14. LIMITATION OF LIABILITY.

THE TOTAL LIABILITY OF KODI, ON ANY CLAIM OF ANY KIND ARISING OUT OF THE PERFORMANCE OR BREACH OF THIS AGREEMENT, SHALL NOT EXCEED THE TOTAL AMOUNT PAID BY CUSTOMER UNDER THE INVOICE FOR THE SERVICES GIVING RISE TO THE CLAIM, PROVIDED THAT, KODI’S TOTAL LIABILITY UNDER THE AGREEMENT, UNTIL THE TIME ALL SUCH LIABILITY SHALL END, SHALL NOT EXCEED THE TOTAL AMOUNT PAID BY CUSTOMER TO KODI UNDER THE AGREEMENT.

NOTWITHSTANDING ANYTHING TO THE CONTRARY HEREIN, ALL KODI LIABILITY SHALL END UPON EXPIRATION OF THE APPLICABLE WARRANTY PERIOD AND, IN NO EVENT, LATER THAN SIX MONTHS FOLLOWING THE TERMINATION OR EXPIRATION OF THIS AGREEMENT, WHICHEVER IS EARLIER.

IN NO EVENT SHALL KODI BE LIABLE FOR LOSS OF PROFIT, REVENUES OR SALES, LOSS OF USE OF CUSTOMER PRODUCT, COST OF CAPITAL, COST OF SUBSTITUTE SERVICES, DOWNTIME COSTS, CLAIMS OF THIRD PARTIES FOR SUCH DAMAGES, OR FOR ANY SPECIAL, CONSEQUENTIAL, INCIDENTAL, INDIRECT, PUNITIVE OR EXEMPLARY DAMAGES.

THE LIMITATIONS AND EXCLUSIONS IN THIS ARTICLE SHALL APPLY REGARDLESS OF WHETHER A CLAIM IS BASED IN CONTRACT, WARRANTY, INDEMNITY, TORT/EXTRA-CONTRACTUAL LIABILITY (INCLUDING NEGLIGENCE), STRICT LIABILITY OR OTHERWISE. THE PROVISIONS OF THIS ARTICLE 14 SHALL PREVAIL OVER ANY CONFLICTING OR INCONSISTENT PROVISION CONTAINED IN ANY OF THE DOCUMENTS COMPRISING THIS AGREEMENT, EXCEPT TO THE EXTENT SUCH PROVISIONS FURTHER RESTRICT KODI’S LIABILITY.

15. ASSIGNMENT.  

Neither party may assign this Agreement without the other party’s prior written consent, such consent not to be unreasonably withheld, provided that, either party may, without the other party’s consent, transfer by way of assignment or novation all or any portion of its rights and obligations under this Agreement to (1) an Affiliate and/or (2) an entity acquiring all or a controlling interest in the assigning party or its parent company, provided that in both cases, (a) the assigning party provides the non-assigning party written notice of the proposed transfer, (b) the assignee has the legal and financial ability to perform the assigning party’s obligations under this Agreement, and (c) the assignee agrees to assume all of assigning party’s obligations under this Agreement.
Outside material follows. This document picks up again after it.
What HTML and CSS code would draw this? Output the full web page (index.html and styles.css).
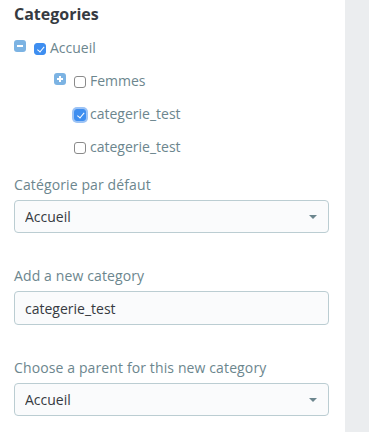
FILE: index.html
```html
<!DOCTYPE html>
<html lang="fr">
<head>
  <meta charset="UTF-8">
  <meta name="viewport" content="width=device-width, initial-scale=1.0">
  <title>Categories</title>
  <link rel="stylesheet" href="styles.css">
</head>
<body>
  <div class="panel">
    <h2 class="panel-title">Categories</h2>

    <ul class="tree">
      <li class="tree-row level-1">
        <span class="toggle toggle-minus"></span>
        <label class="tree-label"><input type="checkbox" class="check" checked> Accueil</label>
      </li>
      <li class="tree-row level-2">
        <span class="toggle toggle-plus"></span>
        <label class="tree-label"><input type="checkbox" class="check"> Femmes</label>
      </li>
      <li class="tree-row level-3">
        <label class="tree-label"><input type="checkbox" class="check focused" checked> categerie_test</label>
      </li>
      <li class="tree-row level-3">
        <label class="tree-label"><input type="checkbox" class="check"> categerie_test</label>
      </li>
    </ul>

    <div class="form-group">
      <label class="form-label" for="defaultCategory">Catégorie par défaut</label>
      <div class="select-wrap">
        <select id="defaultCategory" class="form-control">
          <option>Accueil</option>
        </select>
      </div>
    </div>

    <div class="form-group">
      <label class="form-label" for="newCategory">Add a new category</label>
      <input type="text" id="newCategory" class="form-control" value="categerie_test">
    </div>

    <div class="form-group">
      <label class="form-label" for="parentCategory">Choose a parent for this new category</label>
      <div class="select-wrap">
        <select id="parentCategory" class="form-control">
          <option>Accueil</option>
        </select>
      </div>
    </div>
  </div>

  <div class="sidebar"></div>
</body>
</html>
```

FILE: styles.css
```css
html, body {
  height: 100%;
}
body {
  margin: 0;
  display: flex;
  font-family: "Open Sans", "Noto Sans", sans-serif;
  font-size: 14px;
  color: #363a41;
  background: #fff;
}
.panel {
  width: 345px;
  box-sizing: border-box;
  padding: 0 16px 0 14px;
}
.sidebar {
  flex: 1;
  background: #ebedef;
}
.panel-title {
  margin: 3px 0 0;
  font-size: 16px;
  line-height: 22px;
  font-weight: 700;
  color: #363a41;
}

/* category tree */
.tree {
  list-style: none;
  margin: 6px 0 0;
  padding: 0;
}
.tree-row {
  display: flex;
  align-items: center;
  height: 33px;
}
.level-2 {
  padding-left: 40px;
}
.level-3 {
  padding-left: 60px;
}
.toggle {
  position: relative;
  width: 12px;
  height: 12px;
  border-radius: 3px;
  background: #7cb3e3;
  margin-right: 8px;
  margin-top: -4px;
}
.toggle::before,
.toggle::after {
  content: "";
  position: absolute;
  background: #fff;
}
.toggle::before {
  left: 3px;
  top: 5px;
  width: 6px;
  height: 2px;
}
.toggle-plus::after {
  left: 5px;
  top: 3px;
  width: 2px;
  height: 6px;
}
.tree-label {
  display: flex;
  align-items: center;
  color: #6c868e;
  line-height: 20px;
}
.check {
  appearance: none;
  -webkit-appearance: none;
  position: relative;
  width: 12px;
  height: 12px;
  margin: 2px 4px 0 0;
  border: 1px solid #8a8a8a;
  border-radius: 3px;
  background: #fff;
  box-sizing: border-box;
}
.check:checked {
  background: #3e8ef0;
  border-color: #3e8ef0;
}
.check:checked::after {
  content: "";
  position: absolute;
  left: 3.5px;
  top: 1px;
  width: 2.5px;
  height: 5.5px;
  border: solid #fff;
  border-width: 0 1.5px 1.5px 0;
  transform: rotate(40deg);
}
.check.focused {
  box-shadow: 0 0 0 2px #9cc3f5;
}

/* form fields */
.form-group {
  margin-top: 11px;
}
.form-group + .form-group {
  margin-top: 32px;
}
.form-label {
  display: block;
  color: #6c868e;
  line-height: 21px;
  letter-spacing: 0.12px;
  margin-bottom: 5px;
}
.form-control {
  display: block;
  width: 100%;
  height: 34px;
  box-sizing: border-box;
  padding: 0 10px;
  border: 1px solid #bbcdd2;
  border-radius: 4px;
  background: #fafbfc;
  font-family: inherit;
  font-size: 14px;
  color: #363a41;
  outline: none;
}
select.form-control {
  appearance: none;
  -webkit-appearance: none;
  height: 33px;
}
.select-wrap {
  position: relative;
}
.select-wrap::after {
  content: "";
  position: absolute;
  right: 12px;
  top: 15px;
  border-left: 4px solid transparent;
  border-right: 4px solid transparent;
  border-top: 4px solid #6c868e;
  pointer-events: none;
}
```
Any assignment or purported assignment in contravention of this Article 15 shall be null and void and shall be subject to Article 5 (Termination).

Nothing in this Article 15 shall restrict KODI from subcontracting portions of the Services, provided that KODI shall remain responsible to Customer for performance of the subcontracted scope.

16. CONFIDENTIALITY, DATA OWNERSHIP & USAGE. 

The Parties hereby agree that the terms of this Agreement, including without limitation, the existence of this Agreement, and any written or oral information disclosed by any Party in connection with Agreement is considered the Parties’ joint confidential information and shall not be disclosed or otherwise revealed to any third party without the express written consent of the other Party, except to the extent required by law, or for the enforcement of this Agreement. Notwithstanding anything to the contrary herein and to the extent permitted by applicable law, Customer consents to KODI’s use of Customer-Supplied Data (i) to perform the Services and (ii) to create and use Aggregate Data, including information derived from and/or generated by the Services. Customer acknowledges that KODI will use the Aggregate Data by itself and combined with other sources and types of data, to modify, create, develop and improve the Services and other existing and new KODI products and services.

17. OTHER PROVISIONS.  

Governing Law & Dispute Resolution. This Agreement shall be governed by the laws of the State of Delaware, without giving effect to any choice of law rules which would cause the application of laws of another jurisdiction. All disputes arising in connection with this Agreement shall be resolved in the state or federal courts located in the State of Delaware having jurisdiction over the subject matter and the Parties.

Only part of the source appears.